### Supplied data:

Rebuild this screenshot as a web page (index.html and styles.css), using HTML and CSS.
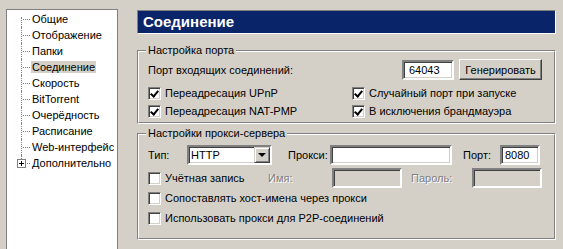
FILE: index.html
```html
<!DOCTYPE html>
<html lang="ru">
  <head>
    <meta charset="UTF-8" />
    <title>Настройки</title>
    <link rel="stylesheet" href="styles.css">
  </head>
  <body>
    <div class="tree-panel">
      <ul class="tree">
        <li><span>Общие</span></li>
        <li><span>Отображение</span></li>
        <li><span>Папки</span></li>
        <li class="selected"><span>Соединение</span></li>
        <li><span>Скорость</span></li>
        <li><span>BitTorrent</span></li>
        <li><span>Очерёдность</span></li>
        <li><span>Расписание</span></li>
        <li><span>Web-интерфейс</span></li>
        <li class="closed"><i class="expander"></i><span>Дополнительно</span></li>
      </ul>
    </div>

    <div class="content">
      <div class="page-title">Соединение</div>

      <div class="group port-group">
        <div class="group-inner">
          <span class="legend">Настройка порта</span>
          <div class="port-row">
            <span class="grow">Порт входящих соединений:</span>
            <input class="field port-field" type="text" value="64043">
            <button class="btn">Генерировать</button>
          </div>
          <div class="check-grid">
            <label class="check"><i class="box on"></i>Переадресация UPnP</label>
            <label class="check"><i class="box on"></i>Случайный порт при запуске</label>
            <label class="check"><i class="box on"></i>Переадресация NAT-PMP</label>
            <label class="check"><i class="box on"></i>В исключения брандмауэра</label>
          </div>
        </div>
      </div>

      <div class="group proxy-group">
        <div class="group-inner">
          <span class="legend">Настройки прокси-сервера</span>
          <div class="proxy-row">
            <span class="lbl-type">Тип:</span>
            <div class="combo">
              <span class="combo-value">HTTP</span>
              <span class="combo-btn"><i class="arrow"></i></span>
            </div>
            <span class="lbl-proxy">Прокси:</span>
            <input class="field proxy-field" type="text" value="">
            <span class="lbl-port">Порт:</span>
            <input class="field small-field" type="text" value="8080">
          </div>
          <div class="auth-row">
            <label class="check auth-check"><i class="box"></i>Учётная запись</label>
            <span class="disabled lbl-name">Имя:</span>
            <input class="field off-field" type="text" disabled>
            <span class="disabled lbl-pass">Пароль:</span>
            <input class="field off-field" type="text" disabled>
          </div>
          <label class="check line"><i class="box"></i>Сопоставлять хост-имена через прокси</label>
          <label class="check line"><i class="box"></i>Использовать прокси для P2P-соединений</label>
        </div>
      </div>
    </div>
  </body>
</html>
```

FILE: styles.css
```css
body {
  margin: 0;
  padding: 9px 0 0 6px;
  background-color: #d4d0c8;
  font-family: "Liberation Sans", Arial, sans-serif;
  font-size: 11px;
  color: #000;
  display: flex;
  align-items: flex-start;
  overflow: hidden;
  height: 249px;
  box-sizing: border-box;
}

/* left tree */
.tree-panel {
  width: 110px;
  height: 240px;
  background: #fff;
  border: 1px solid #808080;
  border-bottom: none;
  flex-shrink: 0;
}
.tree {
  list-style: none;
  margin: 0;
  padding: 1px 0 0 0;
}
.tree li {
  position: relative;
  height: 16px;
  line-height: 16px;
  padding-left: 24px;
  white-space: nowrap;
}
.tree li span {
  padding: 0 1px;
}
.tree li::before {
  content: "";
  position: absolute;
  left: 14px;
  top: 0;
  bottom: 0;
  border-left: 1px dotted #808080;
}
.tree li:first-child::before {
  top: 6px;
}
.tree li::after {
  content: "";
  position: absolute;
  left: 16px;
  top: 8px;
  width: 7px;
  border-top: 1px dotted #808080;
}
.tree li.closed::before {
  bottom: 12px;
}
.tree li.closed::after {
  left: 20px;
  width: 3px;
}
.tree .selected span {
  background: #d4d0c8;
}
.expander {
  position: absolute;
  left: 10px;
  top: 4px;
  width: 7px;
  height: 7px;
  border: 1px solid #808080;
  background: #fff;
  z-index: 1;
}
.expander::before,
.expander::after {
  content: "";
  position: absolute;
  background: #000;
}
.expander::before {
  left: 1px;
  top: 3px;
  width: 5px;
  height: 1px;
}
.expander::after {
  left: 3px;
  top: 1px;
  width: 1px;
  height: 5px;
}

/* right side */
.content {
  margin-left: 19px;
  width: 419px;
  padding-top: 1px;
}
.page-title {
  height: 22px;
  line-height: 22px;
  background: #0a246a;
  color: #fff;
  font-weight: bold;
  font-size: 15px;
  padding-left: 5px;
  border-top: 1px solid #808080;
  border-left: 1px solid #808080;
  border-bottom: 1px solid #fff;
  border-right: 1px solid #fff;
}

.group {
  position: relative;
  border-top: 1px solid #808080;
  border-left: 1px solid #808080;
  border-bottom: 1px solid #fff;
  border-right: 1px solid #fff;
}
.group-inner {
  height: 100%;
  box-sizing: border-box;
  border-top: 1px solid #fff;
  border-left: 1px solid #fff;
  border-bottom: 1px solid #808080;
  border-right: 1px solid #808080;
  padding: 0 12px 0 9px;
}
.legend {
  position: absolute;
  top: -7px;
  left: 8px;
  padding: 0 2px;
  background: #d4d0c8;
  line-height: 13px;
}
.port-group {
  margin-top: 16px;
  height: 72px;
}
.proxy-group {
  margin-top: 9px;
  height: 105px;
}

.port-row {
  display: flex;
  align-items: center;
  padding-top: 7px;
  height: 21px;
}
.grow {
  flex: 1;
}

.field {
  box-sizing: border-box;
  height: 20px;
  margin: 0;
  padding: 0 3px;
  font: inherit;
  color: #000;
  background: #fff;
  border-style: solid;
  border-width: 2px;
  border-color: #808080 #fff #fff #808080;
  box-shadow: inset 1px 1px 0 #404040, inset -1px -1px 0 #d4d0c8;
  outline: none;
}
.port-field {
  width: 52px;
  margin-right: 5px;
  padding-left: 5px;
}
.btn {
  box-sizing: border-box;
  width: 83px;
  height: 21px;
  margin: 0;
  padding: 0;
  font: inherit;
  color: #000;
  background: #d4d0c8;
  border-style: solid;
  border-width: 1px;
  border-color: #fff #404040 #404040 #fff;
  box-shadow: inset -1px -1px 0 #808080;
}

.check-grid {
  display: grid;
  grid-template-columns: 204px auto;
  grid-auto-rows: 18px;
  margin-top: 4px;
}
.check {
  display: flex;
  align-items: center;
  white-space: nowrap;
}
.box {
  position: relative;
  box-sizing: border-box;
  width: 13px;
  height: 13px;
  margin-right: 4px;
  flex-shrink: 0;
  background: #fff;
  border-style: solid;
  border-width: 1px;
  border-color: #808080 #fff #fff #808080;
  box-shadow: inset 1px 1px 0 #404040, inset -1px -1px 0 #d4d0c8;
}
.box.on::after {
  content: "";
  position: absolute;
  left: 2px;
  top: 1px;
  width: 3px;
  height: 6px;
  border-right: 2px solid #000;
  border-bottom: 2px solid #000;
  transform: translate(1px, 0) rotate(40deg);
}

.proxy-row {
  display: flex;
  align-items: center;
  padding-top: 10px;
  height: 20px;
}
.lbl-type {
  width: 39px;
}
.combo {
  box-sizing: border-box;
  display: flex;
  width: 85px;
  height: 20px;
  background: #fff;
  border-style: solid;
  border-width: 2px;
  border-color: #808080 #fff #fff #808080;
  box-shadow: inset 1px 1px 0 #404040, inset -1px -1px 0 #d4d0c8;
}
.combo-value {
  flex: 1;
  line-height: 16px;
  padding-left: 2px;
}
.combo-btn {
  box-sizing: border-box;
  width: 16px;
  height: 16px;
  display: flex;
  align-items: center;
  justify-content: center;
  background: #d4d0c8;
  border-style: solid;
  border-width: 1px;
  border-color: #d4d0c8 #404040 #404040 #d4d0c8;
  box-shadow: inset 1px 1px 0 #fff, inset -1px -1px 0 #808080;
}
.arrow {
  width: 0;
  height: 0;
  border-left: 4px solid transparent;
  border-right: 4px solid transparent;
  border-top: 4px solid #000;
}
.lbl-proxy {
  margin-left: 16px;
  width: 42px;
}
.proxy-field {
  width: 122px;
}
.lbl-port {
  margin-left: 11px;
  width: 37px;
}
.small-field {
  width: 40px;
}

.auth-row {
  display: flex;
  align-items: center;
  margin-top: 3px;
  height: 20px;
}
.auth-check {
  width: 120px;
}
.disabled {
  color: #808080;
  text-shadow: 1px 1px 0 #fff;
}
.lbl-name {
  width: 64px;
}
.off-field {
  width: 70px;
  background: #d4d0c8;
}
.lbl-pass {
  margin-left: 9px;
  width: 61px;
}
.line {
  height: 20px;
}
```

### Problem details:
All lines above with "styles" in them should be returned.

### Task response:
Rebuild this screenshot as a web page (index.html and styles.css), using HTML and CSS.
    <link rel="stylesheet" href="styles.css">
FILE: styles.css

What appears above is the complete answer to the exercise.